With $\ds{x \to 1/x}$: $$ \color{#f00}{\int_{0}^{1}\ln\pars{\ln\pars{1 \over x}}\,{\dd x \over 1 + x^{2}}}= \int_{\infty}^{1}\ln\pars{\ln\pars{x}}\,\pars{-\,{\dd x/x^{2} \over 1 + 1/x^{2}}} =\int_{1}^{\infty}{\ln\pars{\ln\pars{x}} \over 1 + x^{2}}\,\dd x $$

With $x \equiv \expo{t}\quad\iff\quad t = \ln\pars{x}$: \begin{align} &\color{#f00}{\int_{0}^{1}\ln\pars{\ln\pars{1 \over x}}\,{\dd x \over 1 + x^{2}}}= \int_{0}^{\infty}{\ln\pars{t} \over 1 + \expo{2t}}\,\expo{t}\dd t =\int_{0}^{\infty}\ln\pars{t}\expo{-t}\,{1 \over 1 + \expo{-2t}}\,\dd t \\[3mm]&=\int_{0}^{\infty}\ln\pars{t}\expo{-t}\, \sum_{\ell = 0}^{\infty}\pars{-1}^{\ell}\expo{-2\ell t}\,\dd t =\sum_{\ell = 0}^{\infty}\pars{-1}^{\ell}\lim_{\mu \to 0}\partiald{}{\mu}\bracks{% \int_{0}^{\infty}t^{\mu}\expo{-\pars{2\ell + 1}t}\,\dd t} \\[3mm]&=\sum_{\ell = 0}^{\infty}\pars{-1}^{\ell}\lim_{\mu \to 0}\partiald{}{\mu}\bracks{% {1 \over \pars{2\ell + 1}^{\mu + 1}}\ \overbrace{\int_{0}^{\infty}t^{\mu}\expo{-t}\,\dd t}^{\ds{\Gamma\pars{\mu + 1}}}\ } \end{align} where $\Gamma\pars{z}$ is the Gamma Function.
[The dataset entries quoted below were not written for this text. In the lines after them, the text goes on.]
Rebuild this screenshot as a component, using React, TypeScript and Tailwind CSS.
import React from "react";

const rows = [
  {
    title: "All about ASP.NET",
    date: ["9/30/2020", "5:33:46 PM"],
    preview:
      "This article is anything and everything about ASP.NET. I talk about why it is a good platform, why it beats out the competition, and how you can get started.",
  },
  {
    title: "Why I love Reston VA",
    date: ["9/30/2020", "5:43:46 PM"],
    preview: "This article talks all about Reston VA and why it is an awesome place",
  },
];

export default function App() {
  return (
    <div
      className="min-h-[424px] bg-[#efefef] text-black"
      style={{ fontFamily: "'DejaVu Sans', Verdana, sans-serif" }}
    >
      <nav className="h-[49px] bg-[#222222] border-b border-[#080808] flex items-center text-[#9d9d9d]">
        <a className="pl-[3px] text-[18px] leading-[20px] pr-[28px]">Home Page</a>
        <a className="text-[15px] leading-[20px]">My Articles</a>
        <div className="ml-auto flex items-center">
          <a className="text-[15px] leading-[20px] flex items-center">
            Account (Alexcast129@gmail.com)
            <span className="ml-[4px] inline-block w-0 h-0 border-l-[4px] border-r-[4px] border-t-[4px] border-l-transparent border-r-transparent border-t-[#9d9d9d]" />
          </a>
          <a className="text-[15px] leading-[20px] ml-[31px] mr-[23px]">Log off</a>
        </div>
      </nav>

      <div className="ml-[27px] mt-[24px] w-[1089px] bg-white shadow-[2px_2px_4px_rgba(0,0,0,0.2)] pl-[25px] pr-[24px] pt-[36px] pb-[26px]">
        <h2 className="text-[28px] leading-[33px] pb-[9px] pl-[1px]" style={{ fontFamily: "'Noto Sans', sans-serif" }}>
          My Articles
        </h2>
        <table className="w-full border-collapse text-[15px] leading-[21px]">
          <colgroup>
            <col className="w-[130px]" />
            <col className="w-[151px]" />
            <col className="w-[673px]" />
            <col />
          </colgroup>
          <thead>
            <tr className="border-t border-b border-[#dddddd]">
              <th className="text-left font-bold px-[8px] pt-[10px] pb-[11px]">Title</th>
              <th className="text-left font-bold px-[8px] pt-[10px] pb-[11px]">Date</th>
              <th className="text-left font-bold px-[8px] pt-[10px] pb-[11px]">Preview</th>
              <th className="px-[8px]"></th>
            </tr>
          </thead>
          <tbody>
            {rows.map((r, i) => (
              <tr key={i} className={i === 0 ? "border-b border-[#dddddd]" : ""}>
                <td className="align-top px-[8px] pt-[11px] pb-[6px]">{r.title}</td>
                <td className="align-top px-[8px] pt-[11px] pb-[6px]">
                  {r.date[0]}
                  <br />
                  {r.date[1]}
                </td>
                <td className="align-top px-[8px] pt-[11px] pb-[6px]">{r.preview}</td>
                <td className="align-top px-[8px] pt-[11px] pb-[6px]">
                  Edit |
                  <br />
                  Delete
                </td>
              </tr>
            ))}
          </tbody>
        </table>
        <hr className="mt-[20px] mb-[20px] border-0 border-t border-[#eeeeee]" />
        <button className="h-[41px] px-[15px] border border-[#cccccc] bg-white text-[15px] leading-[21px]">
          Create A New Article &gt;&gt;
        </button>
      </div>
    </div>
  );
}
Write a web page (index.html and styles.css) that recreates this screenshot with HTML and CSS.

\begin{align} &\color{#f00}{\int_{0}^{1}\ln\pars{\ln\pars{1 \over x}}\,{\dd x \over 1 + x^{2}}}= \sum_{\ell = 0}^{\infty}\pars{-1}^{\ell}\lim_{\mu \to 0}\partiald{}{\mu}\bracks{% {\Gamma\pars{\mu + 1} \over \pars{2\ell + 1}^{\mu + 1}}} \\[3mm]&= \lim_{\mu \to 0}\partiald{}{\mu}\bracks{% \Gamma\pars{\mu + 1}\sum_{\ell = 0}^{\infty} {\pars{-1}^{\ell}\over \pars{2\ell + 1}^{\mu + 1}}} \\[3mm]&= \lim_{\mu \to 0}\braces{% \Gamma'\pars{\mu + 1}\sum_{\ell = 0}^{\infty} {\pars{-1}^{\ell}\over \pars{2\ell + 1}^{\mu + 1}} +\Gamma\pars{\mu + 1}\partiald{}{\mu}\bracks{% \sum_{\ell = 0}^{\infty}{\pars{-1}^{\ell}\over \pars{2\ell + 1}^{\mu + 1}}}} \\[3mm]&=-\gamma\sum_{\ell = 0}^{\infty}{\pars{-1}^{\ell}\over 2\ell + 1} + \lim_{\mu \to 0}\partiald{}{\mu} \sum_{\ell = 0}^{\infty}{\pars{-1}^{\ell}\over \pars{2\ell + 1}^{\mu + 1}}\tag{1} \end{align} In this result, we used $\Psi\pars{1} = -\gamma$ and $\Gamma\pars{1} = 1$ where $\Psi\pars{z} \equiv \dd\ln\Gamma\pars{z}/\dd z$ is the Digamma Function and $\gamma$ is the Euler-Mascheroni constant.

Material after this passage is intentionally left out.